Design Winner: Carlson Studio Architecture

Sarasota architect Michael Carlson began thinking about sustainable design as a student at Ball State University in 1984. At the time, there was no market for design that incorporated energy use and conservation, or the belief that structures should consider the impact on future generations. But for Carlson this type of architectural design was logical and exciting.

Carlson designed Sarasota County’s first green building at Twin Lakes Park in 2000 and helped put the county on the map for progressive policies. He designed the award-winning 2009 HGTV-featured LEED Platinum home in Port St. Lucie, the LEED Gold-certified Sun-N-Fun resort’s lifestyle center and the LEED-certified Gateway Bank of Southwest Florida. He’s proudest of the LEED Gold-certified Center for Building Hope. “The goal was to build a facility that inspired hope and the merging of all things sustainable: energy, water conservation, healthy interiors. It’s a warm, inviting, peaceful space,” he says.

And Carlson’s own office is a model in sustainable urban design. He took a small former grocery store from the 1930s and converted it into a LEED-certified home for his business. A new HVAC system, a new roof, an improved building envelope, low-flow plumbing fixtures and motion sensors, and Energy Star appliances, energy-efficient lighting and a compressed four-day work week is saving thousands in annual energy and water bills.

But what he’s most excited about right now is his involvement with Florida’s U.S. Green Building Coalition. “I’ve been appointed by the state board for USGBC in Florida to do strategic planning for sustainability statewide.

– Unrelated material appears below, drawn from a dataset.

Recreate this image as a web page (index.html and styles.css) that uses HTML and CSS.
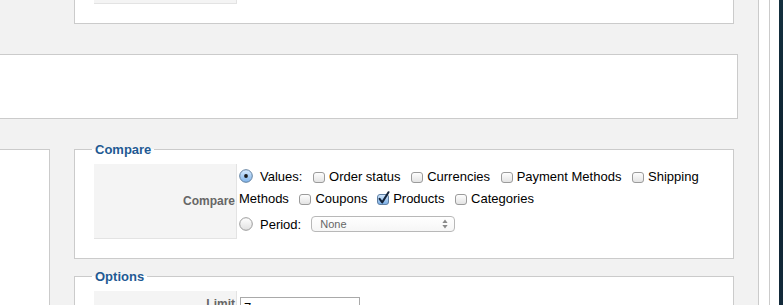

I really want to raise people’s consciousness about climate change,” he says. —Susan Burns

Nonprofit Winner: Jefferson Center

Affordable senior housing and sustainability don’t often go together, especially when the apartment tower in question is almost a half-century old. Repairing and retrofitting an old building usually costs more than starting from scratch. Yet without breaking its modest budget, Sarasota’s nonprofit Jefferson Center, on North Tamiami Trail, has managed to make its 209 units green.

Sarasota’s Unitarian Universalist Church helped shepherd the center into existence, and in 1968 the first residents moved in. The aging tower receives no subsidies. Yet through vigorous grant writing and careful stewardship, the Jefferson Center has installed a reflective roof and revamped the HVAC system that paid for itself in five years. Thanks to a HUD Community Development Block Grant, the Jefferson Center accomplished its most ambitious project: installing 435 hurricane impact windows with low-e (low-emissivity) tinted glass.

“With all the drilling and sealing and mixing concrete, it feels like we’re in a dentist’s office sometimes,” says administrator and grant writer in-chief Dawn Lucido.

Lucido involves residents in conservation right from orientation, when she distributes free LED bulbs and reusable grocery bags donated by Publix. Monthly roundtables and newsletters inform about low-flow toilets, Energy Star appliances and micro-irrigation on the five-acre grounds. Energy and water conservation have kept rent increases low (1 percent last year), and there’s a one-year waiting list to move in.

Recently workers splashed several swatches of low-VOC (volatile organic chemical) paint on the building so that residents could vote on the color. Painting the renewed Jefferson Center will be “the frosting on the cake,” Lucido says.